Write the lines out again, from the top of the material to the line containing "kind: 'check'; label: React.ReactNode;", pictures excluded.

## start DATA FOR THIS TASK

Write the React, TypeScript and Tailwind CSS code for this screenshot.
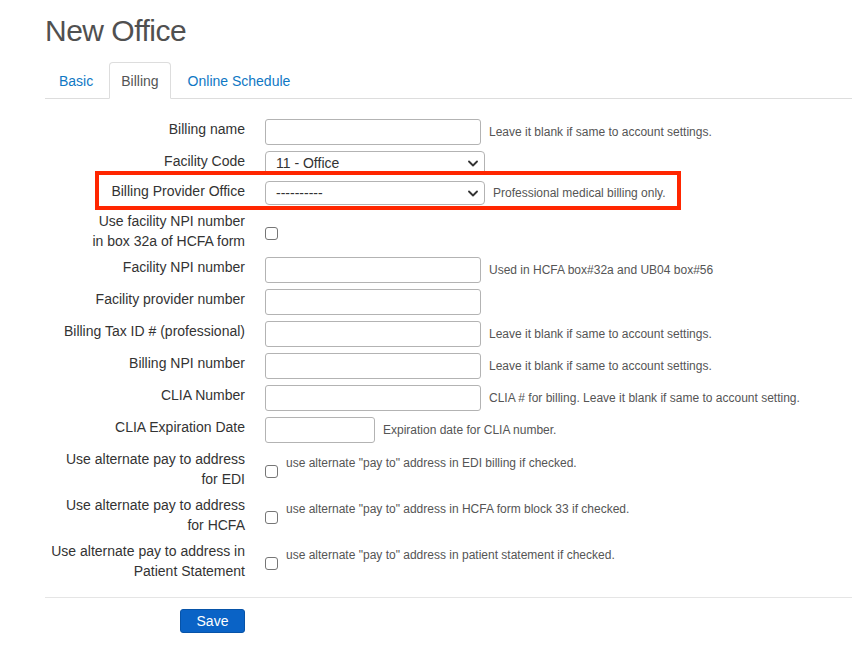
import React from 'react';

type Row =
  | { kind: 'input'; label: React.ReactNode; help?: string; width?: string }
  | { kind: 'select'; label: React.ReactNode; value: string; help?: string }
  | { kind: 'check'; label: React.ReactNode; help?: string };

const rows: Row[] = [
  { kind: 'input', label: 'Billing name', help: 'Leave it blank if same to account settings.' },
  { kind: 'select', label: 'Facility Code', value: '11 - Office' },
  { kind: 'select', label: 'Billing Provider Office', value: '----------', help: 'Professional medical billing only.' },
  { kind: 'check', label: (<>Use facility NPI number<br />in box 32a of HCFA form</>) },
  { kind: 'input', label: 'Facility NPI number', help: 'Used in HCFA box#32a and UB04 box#56' },
  { kind: 'input', label: 'Facility provider number' },
  { kind: 'input', label: 'Billing Tax ID # (professional)', help: 'Leave it blank if same to account settings.' },
  { kind: 'input', label: 'Billing NPI number', help: 'Leave it blank if same to account settings.' },
  { kind: 'input', label: 'CLIA Number', help: 'CLIA # for billing. Leave it blank if same to account setting.' },
  { kind: 'input', label: 'CLIA Expiration Date', help: 'Expiration date for CLIA number.', width: 'w-[110px]' },
  {
    kind: 'check',
    label: (<>Use alternate pay to address<br />for EDI</>),
    help: 'use alternate "pay to" address in EDI billing if checked.',
  },
  {
    kind: 'check',
    label: (<>Use alternate pay to address<br />for HCFA</>),
    help: 'use alternate "pay to" address in HCFA form block 33 if checked.',
  },
  {
    kind: 'check',
    label: (<>Use alternate pay to address in<br />Patient Statement</>),
    help: 'use alternate "pay to" address in patient statement if checked.',
  },
];

function Chevron() {
  return (
    <svg width="10" height="7" viewBox="0 0 10 7" className="shrink-0">
      <path d="M1 1.5 L5 5.5 L9 1.5" fill="none" stroke="#333" strokeWidth="1.8" strokeLinecap="round" strokeLinejoin="round" />
    </svg>
  );
}

function FormRow({ row }: { row: Row }) {
  return (
    <div className="flex mb-[6px]">
      <div className="w-[200px] shrink-0 text-right text-[14px] leading-5 text-[#333]">{row.label}</div>
      <div className="ml-5 flex">
        {row.kind === 'input' && (
          <div className="flex items-center">
            <div className={`${row.width ?? 'w-[216px]'} h-[26px] border border-[#b3b3b3] rounded-[3px] bg-white`} />
            {row.help && <span className="ml-2 text-[12px] text-[#555]">{row.help}</span>}
          </div>
        )}
        {row.kind === 'select' && (
          <div className="flex items-center">
            <div className="w-[220px] h-[24px] border border-[#b3b3b3] rounded-[4px] bg-white flex items-center justify-between pl-[10px] pr-[6px] text-[14px] text-[#333]">
              <span>{row.value}</span>
              <Chevron />
            </div>
            {row.help && <span className="ml-2 text-[12px] text-[#555]">{row.help}</span>}
          </div>
        )}
        {row.kind === 'check' && (
          <div className="flex items-start h-10">
            <span className="mt-[16px] block w-[13px] h-[13px] border border-[#767676] rounded-[3px] bg-white shrink-0" />
            {row.help && <span className="ml-2 mt-[7px] text-[12px] leading-[14px] text-[#555]">{row.help}</span>}
          </div>
        )}
      </div>
    </div>
  );
}

export default function App() {
  return (
    <div className="relative min-h-[650px] bg-white pl-[45px] font-['Liberation_Sans',Arial,sans-serif]">
      <h1 className="pt-[13px] text-[30px] leading-[36px] tracking-[-0.5px] font-normal text-[#505050]">New Office</h1>

      {/* Tabs */}
      <ul className="mt-[13px] flex border-b border-[#ddd] text-[14px]">
        <li className="-mb-px">
          <span className="block px-[13px] pt-[8px] pb-[7px] leading-5 border border-transparent text-[#0f78c4]">Basic</span>
        </li>
        <li className="-mb-px ml-[2px]">
          <span className="block px-[11px] pt-[8px] pb-[7px] leading-5 border border-[#ddd] border-b-white rounded-t-[4px] bg-white text-[#555]">
            Billing
          </span>
        </li>
        <li className="-mb-px ml-[2px]">
          <span className="block px-[14px] pt-[8px] pb-[7px] leading-5 border border-transparent text-[#0f78c4]">Online Schedule</span>
        </li>
      </ul>

      {/* Form */}
      <div className="pt-5">
        {rows.map((row, i) => (
          <FormRow key={i} row={row} />
        ))}
      </div>

      <div className="mt-[16px] border-t border-[#e5e5e5]" />

      <div className="w-[200px] flex justify-end mt-[11px]">
        <button className="h-[24px] w-[65px] rounded-[3px] border border-[#0753a8] bg-[#0a63c6] text-white text-[14px] leading-5">
          Save
        </button>
      </div>

      {/* annotation box */}
      <div className="absolute left-[95px] top-[171px] w-[586px] h-[39px] border-4 border-[#ff2600] pointer-events-none" />
    </div>
  );
}
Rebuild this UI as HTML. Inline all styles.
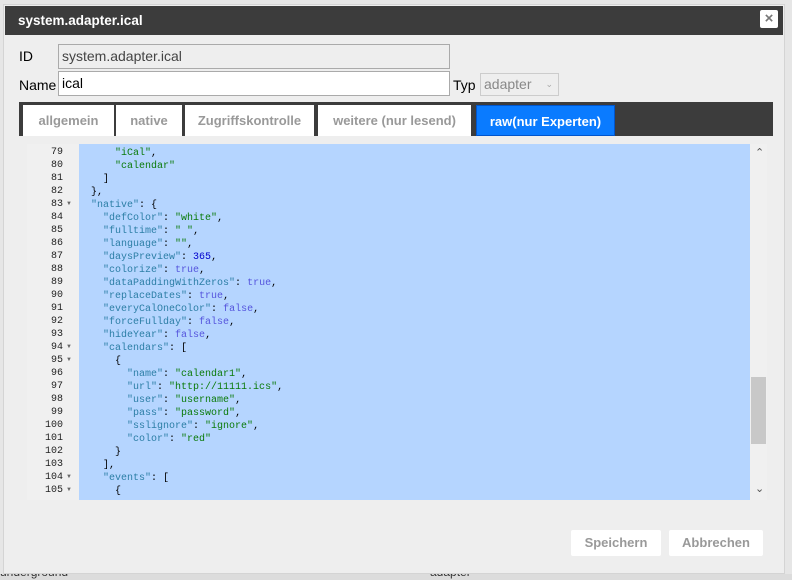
<!DOCTYPE html>
<html><head><style>
body{margin:0;width:792px;height:580px;background:#e6e6e6;position:relative;overflow:hidden;font-family:"Liberation Sans",sans-serif;}
.dlg{position:absolute;left:3px;top:4px;width:782px;height:570px;background:#eeeeee;border:1px solid #d4d4d4;box-sizing:border-box}
.title{position:absolute;left:1px;top:1px;right:1px;height:29px;background:#3c3c3c;color:#fff;font-weight:bold;font-size:13.5px;line-height:29px;padding-left:13px}
.x{position:absolute;left:756px;top:5px;width:18px;height:18px;background:#fff;border-radius:2px;color:#777;font-size:15px;line-height:18px;text-align:center;font-weight:bold}
.lbl{position:absolute;font-size:14px;color:#000}
.inp{position:absolute;border:1px solid #aaa;font-size:14px;line-height:22px;padding-left:3px;box-sizing:border-box;color:#000}
.tabs{position:absolute;left:19px;top:102px;width:754px;height:34px;background:#3c3c3c}
.tab{position:absolute;top:3px;height:31px;background:#fff;color:#999;font-weight:bold;font-size:13px;line-height:31px;text-align:center}
.ed{position:absolute;left:27px;top:144px;width:740px;height:356px;background:#f0f0f0;overflow:hidden}
.gut{position:absolute;left:0;top:0;width:50px;height:356px;background:#f0f0f0}
.code{position:absolute;left:52px;top:0;width:671px;height:356px;background:#b5d5ff}
.ln{position:absolute;left:0;width:36px;text-align:right;font-family:"Liberation Mono",monospace;font-size:10px;color:#222}
.ar{position:absolute;left:39px;font-size:6px;color:#666}
pre{margin:0;position:absolute;left:0;top:3px;font-family:"Liberation Mono",monospace;font-size:10px;line-height:13px;color:#000}
.k{color:#2c7ea6}.s{color:#0a7a0a}.n{color:#0000cd}.b{color:#5555dd}
.sb{position:absolute;left:724px;top:0;width:16px;height:356px;background:#f0f0f0}
.btn{position:absolute;top:526px;height:26px;background:#fff;border-radius:2px;color:#999;font-weight:bold;font-size:13px;line-height:26px;text-align:center}
</style></head><body>
<div class="dlg">
<div class="title">system.adapter.ical</div>
<div class="x">×</div>
<div class="lbl" style="left:15px;top:43px">ID</div>
<div class="inp" style="left:54px;top:39px;width:392px;height:25px;background:#eee;color:#444">system.adapter.ical</div>
<div class="lbl" style="left:15px;top:72px">Name</div>
<div class="inp" style="left:54px;top:66px;width:392px;height:25px;background:#fff">ical</div>
<div class="lbl" style="left:449px;top:72px">Typ</div>
<div class="inp" style="left:476px;top:68px;width:79px;height:23px;background:#eee;color:#888;border-color:#ccc;line-height:21px">adapter <span style="position:absolute;right:5px;font-size:9px;color:#aaa">&#8964;</span></div>
</div>
<div class="tabs">
<div class="tab" style="left:4px;width:91px">allgemein</div>
<div class="tab" style="left:97px;width:66px">native</div>
<div class="tab" style="left:166px;width:129px">Zugriffskontrolle</div>
<div class="tab" style="left:299px;width:153px">weitere (nur lesend)</div>
<div class="tab" style="left:457px;width:139px;background:#0a7bff;color:#fff;border:1px solid #0055cc;box-sizing:border-box;top:3px">raw(nur Experten)</div>
</div>
<div class="ed">
<div class="gut">
<div style="position:absolute;top:3px;left:0">
<div class="ln" style="top:0">79</div><div class="ln" style="top:13px">80</div><div class="ln" style="top:26px">81</div><div class="ln" style="top:39px">82</div><div class="ln" style="top:52px">83</div><div class="ar" style="top:54px">▼</div><div class="ln" style="top:65px">84</div><div class="ln" style="top:78px">85</div><div class="ln" style="top:91px">86</div><div class="ln" style="top:104px">87</div><div class="ln" style="top:117px">88</div><div class="ln" style="top:130px">89</div><div class="ln" style="top:143px">90</div><div class="ln" style="top:156px">91</div><div class="ln" style="top:169px">92</div><div class="ln" style="top:182px">93</div><div class="ln" style="top:195px">94</div><div class="ar" style="top:197px">▼</div><div class="ln" style="top:208px">95</div><div class="ar" style="top:210px">▼</div><div class="ln" style="top:221px">96</div><div class="ln" style="top:234px">97</div><div class="ln" style="top:247px">98</div><div class="ln" style="top:260px">99</div><div class="ln" style="top:273px">100</div><div class="ln" style="top:286px">101</div><div class="ln" style="top:299px">102</div><div class="ln" style="top:312px">103</div><div class="ln" style="top:325px">104</div><div class="ar" style="top:327px">▼</div><div class="ln" style="top:338px">105</div><div class="ar" style="top:340px">▼</div>
</div></div>
<div class="code"><pre>      <span class="s">"iCal"</span>,
      <span class="s">"calendar"</span>
    ]
  },
  <span class="k">"native"</span>: {
    <span class="k">"defColor"</span>: <span class="s">"white"</span>,
    <span class="k">"fulltime"</span>: <span class="s">" "</span>,
    <span class="k">"language"</span>: <span class="s">""</span>,
    <span class="k">"daysPreview"</span>: <span class="n">365</span>,
    <span class="k">"colorize"</span>: <span class="b">true</span>,
    <span class="k">"dataPaddingWithZeros"</span>: <span class="b">true</span>,
    <span class="k">"replaceDates"</span>: <span class="b">true</span>,
    <span class="k">"everyCalOneColor"</span>: <span class="b">false</span>,
    <span class="k">"forceFullday"</span>: <span class="b">false</span>,
    <span class="k">"hideYear"</span>: <span class="b">false</span>,
    <span class="k">"calendars"</span>: [
      {
        <span class="k">"name"</span>: <span class="s">"calendar1"</span>,
        <span class="k">"url"</span>: <span class="s">"http://11111.ics"</span>,
        <span class="k">"user"</span>: <span class="s">"username"</span>,
        <span class="k">"pass"</span>: <span class="s">"password"</span>,
        <span class="k">"sslignore"</span>: <span class="s">"ignore"</span>,
        <span class="k">"color"</span>: <span class="s">"red"</span>
      }
    ],
    <span class="k">"events"</span>: [
      {</pre></div>
<div class="sb"><div style="position:absolute;left:4px;top:2px;font-size:11px;color:#555">&#8963;</div><div style="position:absolute;left:0;top:233px;width:15px;height:67px;background:#c8c8c8"></div><div style="position:absolute;left:4px;top:338px;font-size:11px;color:#555">&#8964;</div></div>
</div>
<div class="btn" style="left:571px;top:530px;width:90px">Speichern</div>
<div class="btn" style="left:669px;top:530px;width:94px">Abbrechen</div>
<div style="position:absolute;left:0;top:574px;width:792px;height:6px;background:#dcdcdc;overflow:hidden"><span style="position:absolute;left:0;top:-9px;font-size:12px;color:#333">underground</span><span style="position:absolute;left:430px;top:-9px;font-size:12px;color:#333">adapter</span></div>
</body></html>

## end DATA FOR THIS TASK

■ RESPONSE TO THE EXERCISE:
Write the React, TypeScript and Tailwind CSS code for this screenshot.
import React from 'react';

type Row =
  | { kind: 'input'; label: React.ReactNode; help?: string; width?: string }
  | { kind: 'select'; label: React.ReactNode; value: string; help?: string }
  | { kind: 'check'; label: React.ReactNode; help?: string };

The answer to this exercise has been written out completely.